Look at the Nets roster and it’s tough to know who will even be in Brooklyn a year from now, how many of today’s players will be a part of tomorrow’s rebuild. 

But Noah Clowney is expected to be one. 

The young big man — under contract for $3.4 million next season and $5.4 million in 2026-27 — is one of the few pieces who should serve as the foundation for this team after this yearlong makeover.

So his progress holds extra importance. 

And though the youth in Brooklyn’s youth movement are gaining valuable experience this season, Clowney’s lessons lately have been hard-earned ones. 

After a hot shooting stretch — essentially proof of concept that he’s capable of being a stretch-four befitting the modern NBA game — Clowney has hit a cold spell. 

“The shots I was getting [lately] were not as easy as I had been getting. The shots I was getting before were a lot easier,” Clowney, still just 20, told The Post. “The shots I’m getting now are still easy, though. I’ve got to go out and make some of them. It ain’t much to it.” 

Clowney is coming off a seven-point, 2-for-10 shooting performance Wednesday night against visiting Phoenix and Kevin Durant. 

Coincidentally, Clowney is the first draft pick of the cache that Brooklyn general manager Sean Marks extracted from the Suns, taken 21st overall in 2023.

After a rookie campaign spent largely going back and forth to G League Long Island, a promising stretch at the end of the season piqued hopes that he could challenge for the starting power forward spot out of training camp this season. 

That didn’t happen, with veteran Dorian Finney-Smith outright earning the job (no, he wasn’t just being put in the shop window to trade).



But the eventual trade of Finney-Smith to the Lakers just before New Year’s flung the door open for Clowney to seize the job, and he has. 

It bears watching now how he handles it. 

Clowney will enter Saturday’s game in a funk — averaging just 8.2 points, 4.4 rebounds and 0.6 steals over his past five tilts, shooting just 28.6 percent from the floor and 80 percent from the free-throw line. 

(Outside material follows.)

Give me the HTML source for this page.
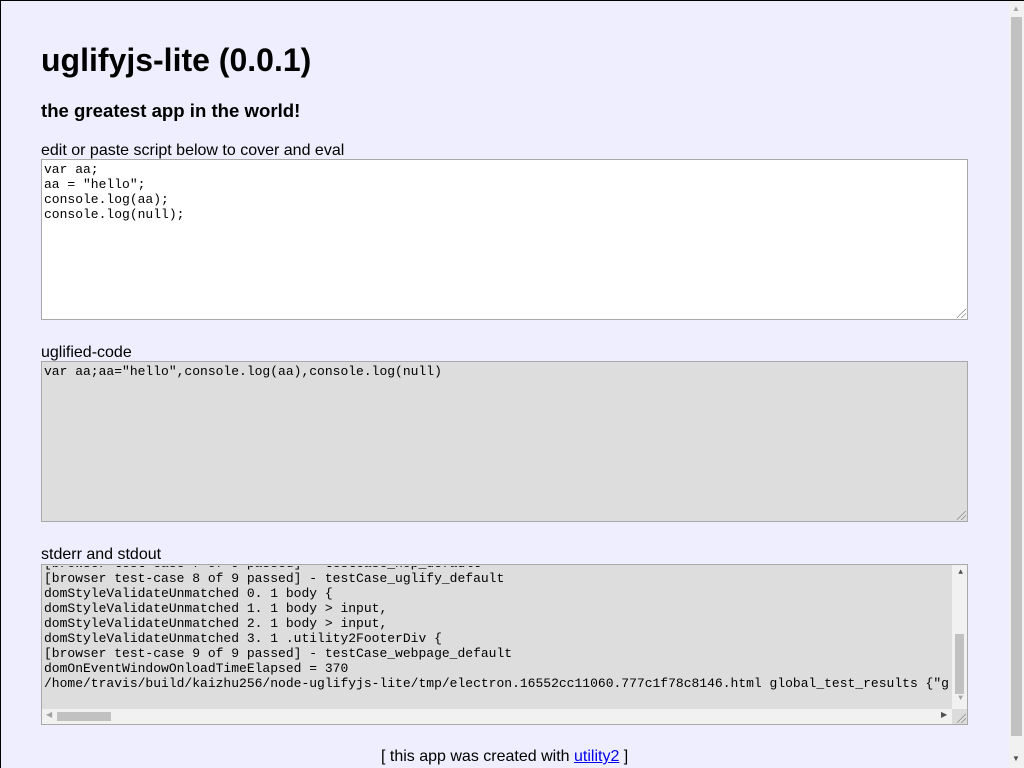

It’s a far cry from the hot streak he’d enjoyed over the prior month. And it’s because, with this threadbare roster, foes are actually keying on Clowney. 

“Teams don’t leave me open like they did before,” Clowney told The Post. “They’re not necessarily running me off the line, but [they’re making it] more difficult.” 

Clowney is too diplomatic to point out the Nets’ lacking point guard play, with Ben Simmons and D’Angelo Russell both missing time of late.

Keon Johnson and Tyrese Martin struggle to facilitate. 

But Clowney has hit a cold spell since last Wednesday against the Clippers — when, to be fair, the Nets lost by a staggering 59 points and nobody covered themselves in glory.

But in the prior five games, he’d averaged 15.4 points, five boards and a steal, looking the part of a solid piece going forward. 

And in the 11 games before that complete team collapse in Los Angeles, Clowney had averaged 12.9 points and 4.5 rebounds. His shooting splits were a solid 41.7/38.7/95.8, successfully spacing the floor. 

The past five have told a different story. But coach Jordi Fernandez insists it’s more like a tiny chapter. 

“I’ll give you the answer that my analytics team gives me: Shooting, you don’t take short sample sizes. He’s a good shooter and he’ll be a good shooter,” Fernandez said. “If you miss some shots in five games, guess what? The next five are going in. That’s how he believes, that’s how he works, and that’s how good he is and how good his shot is. 

“Obviously, in whatever many reps — hundreds, or what the case may be — if the shot doesn’t go in above 34, 35 percent, then you have a different problem. But he’s a good shooter. He’s done a great job and a five-game stretch for us means nothing. It’s actually more encouraging because if he’s missed this or he’s not got great percentages in the last five games, that means that you know it’s coming soon.”